EXERCISE DETAILS: Pictures stay out of the copy; set down each line of the listing below exactly.

SOURCE DATA:
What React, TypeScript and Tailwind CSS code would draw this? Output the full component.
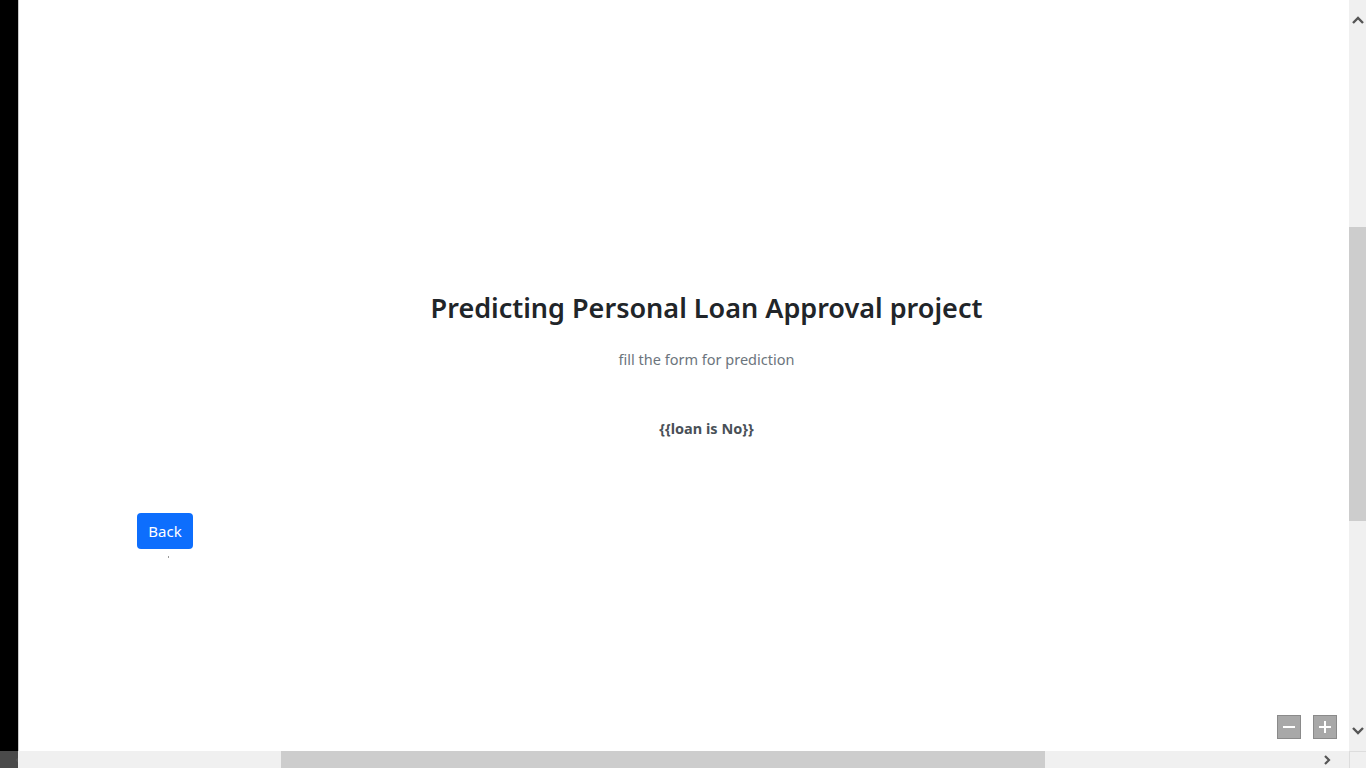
import React from "react";

export default function App() {
  return (
    <div className="flex h-[768px] w-[1366px] overflow-hidden bg-white" style={{ fontFamily: '"Noto Sans", "Open Sans", sans-serif' }}>
      <div className="flex w-[18px] flex-col">
        <div className="flex-1 bg-black" />
        <div className="flex h-[17px] items-center justify-end bg-[#4a4a4a]">
          <svg width="10" height="10" viewBox="0 0 10 10" className="mr-[-6px]">
            <path d="M7 1 L3 5 L7 9" stroke="#555" strokeWidth="2.2" fill="none" />
          </svg>
        </div>
      </div>
      <div className="flex flex-1 flex-col">
        <div className="relative flex-1 border-l border-[#c8c8c8]">
          <div className="flex flex-col items-center pl-[45px] pt-[290px]">
            <h1 className="text-[27px] font-semibold leading-[36px] text-[#212529]">Predicting Personal Loan Approval project</h1>
            <p className="mt-[21px] text-[14.5px] leading-[24px] text-[#6c757d]">fill the form for prediction</p>
            <p className="mt-[45px] text-[14.5px] font-bold leading-[24px] text-[#495057]">{"{{loan is No}}"}</p>
          </div>
          <div className="ml-[118px] mt-[73px] flex flex-col items-start">
            <button className="h-[36px] w-[56px] rounded-[4px] bg-[#0d6efd] text-[15px] text-white">Back</button>
            <div className="ml-[31px] mt-[7px] h-[2px] w-[1px] bg-[#999]" />
          </div>
          <div className="absolute bottom-[12px] right-[12px] flex gap-[12px]">
            <div className="flex h-[24px] w-[24px] items-center justify-center border border-[#8a8a8a] bg-[#a8a8a8]">
              <div className="h-[2px] w-[12px] bg-white" />
            </div>
            <div className="relative flex h-[24px] w-[24px] items-center justify-center border border-[#8a8a8a] bg-[#a8a8a8]">
              <div className="h-[2px] w-[12px] bg-white" />
              <div className="absolute h-[12px] w-[2px] bg-white" />
            </div>
          </div>
        </div>
        <div className="flex h-[17px] items-center bg-[#f0f0f0]">
          <div className="ml-[263px] h-full w-[764px] bg-[#cdcdcd]" />
          <div className="flex-1" />
          <svg width="10" height="10" viewBox="0 0 10 10" className="mr-[17px]">
            <path d="M3 1 L7 5 L3 9" stroke="#555" strokeWidth="2.2" fill="none" />
          </svg>
        </div>
      </div>
      <div className="flex w-[17px] flex-col bg-[#f0f0f0]">
        <div className="flex h-[40px] items-center justify-center">
          <svg width="12" height="10" viewBox="0 0 12 10">
            <path d="M1 8 L6 3 L11 8" stroke="#555" strokeWidth="2.4" fill="none" />
          </svg>
        </div>
        <div className="mt-[187px] h-[294px] w-full bg-[#cdcdcd]" />
        <div className="flex-1" />
        <div className="flex h-[40px] items-center justify-center">
          <svg width="12" height="10" viewBox="0 0 12 10">
            <path d="M1 2 L6 7 L11 2" stroke="#555" strokeWidth="2.4" fill="none" />
          </svg>
        </div>
        <div className="h-[17px] border-l border-t border-[#ddd] bg-[#f0f0f0]" />
      </div>
    </div>
  );
}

EXERCISE RESPONSE:
What React, TypeScript and Tailwind CSS code would draw this? Output the full component.
import React from "react";

export default function App() {
  return (
    <div className="flex h-[768px] w-[1366px] overflow-hidden bg-white" style={{ fontFamily: '"Noto Sans", "Open Sans", sans-serif' }}>
      <div className="flex w-[18px] flex-col">
        <div className="flex-1 bg-black" />
        <div className="flex h-[17px] items-center justify-end bg-[#4a4a4a]">
          <svg width="10" height="10" viewBox="0 0 10 10" className="mr-[-6px]">
            <path d="M7 1 L3 5 L7 9" stroke="#555" strokeWidth="2.2" fill="none" />
          </svg>
        </div>
      </div>
      <div className="flex flex-1 flex-col">
        <div className="relative flex-1 border-l border-[#c8c8c8]">
          <div className="flex flex-col items-center pl-[45px] pt-[290px]">
            <h1 className="text-[27px] font-semibold leading-[36px] text-[#212529]">Predicting Personal Loan Approval project</h1>
            <p className="mt-[21px] text-[14.5px] leading-[24px] text-[#6c757d]">fill the form for prediction</p>
            <p className="mt-[45px] text-[14.5px] font-bold leading-[24px] text-[#495057]">{"{{loan is No}}"}</p>
          </div>
          <div className="ml-[118px] mt-[73px] flex flex-col items-start">
            <button className="h-[36px] w-[56px] rounded-[4px] bg-[#0d6efd] text-[15px] text-white">Back</button>
            <div className="ml-[31px] mt-[7px] h-[2px] w-[1px] bg-[#999]" />
          </div>
          <div className="absolute bottom-[12px] right-[12px] flex gap-[12px]">
            <div className="flex h-[24px] w-[24px] items-center justify-center border border-[#8a8a8a] bg-[#a8a8a8]">
              <div className="h-[2px] w-[12px] bg-white" />
            </div>
            <div className="relative flex h-[24px] w-[24px] items-center justify-center border border-[#8a8a8a] bg-[#a8a8a8]">
              <div className="h-[2px] w-[12px] bg-white" />
              <div className="absolute h-[12px] w-[2px] bg-white" />
            </div>
          </div>
        </div>
        <div className="flex h-[17px] items-center bg-[#f0f0f0]">
          <div className="ml-[263px] h-full w-[764px] bg-[#cdcdcd]" />
          <div className="flex-1" />
          <svg width="10" height="10" viewBox="0 0 10 10" className="mr-[17px]">
            <path d="M3 1 L7 5 L3 9" stroke="#555" strokeWidth="2.2" fill="none" />
          </svg>
        </div>
      </div>
      <div className="flex w-[17px] flex-col bg-[#f0f0f0]">
        <div className="flex h-[40px] items-center justify-center">
          <svg width="12" height="10" viewBox="0 0 12 10">
            <path d="M1 8 L6 3 L11 8" stroke="#555" strokeWidth="2.4" fill="none" />
          </svg>
        </div>
        <div className="mt-[187px] h-[294px] w-full bg-[#cdcdcd]" />
        <div className="flex-1" />
        <div className="flex h-[40px] items-center justify-center">
          <svg width="12" height="10" viewBox="0 0 12 10">
            <path d="M1 2 L6 7 L11 2" stroke="#555" strokeWidth="2.4" fill="none" />
          </svg>
        </div>
        <div className="h-[17px] border-l border-t border-[#ddd] bg-[#f0f0f0]" />
      </div>
    </div>
  );
}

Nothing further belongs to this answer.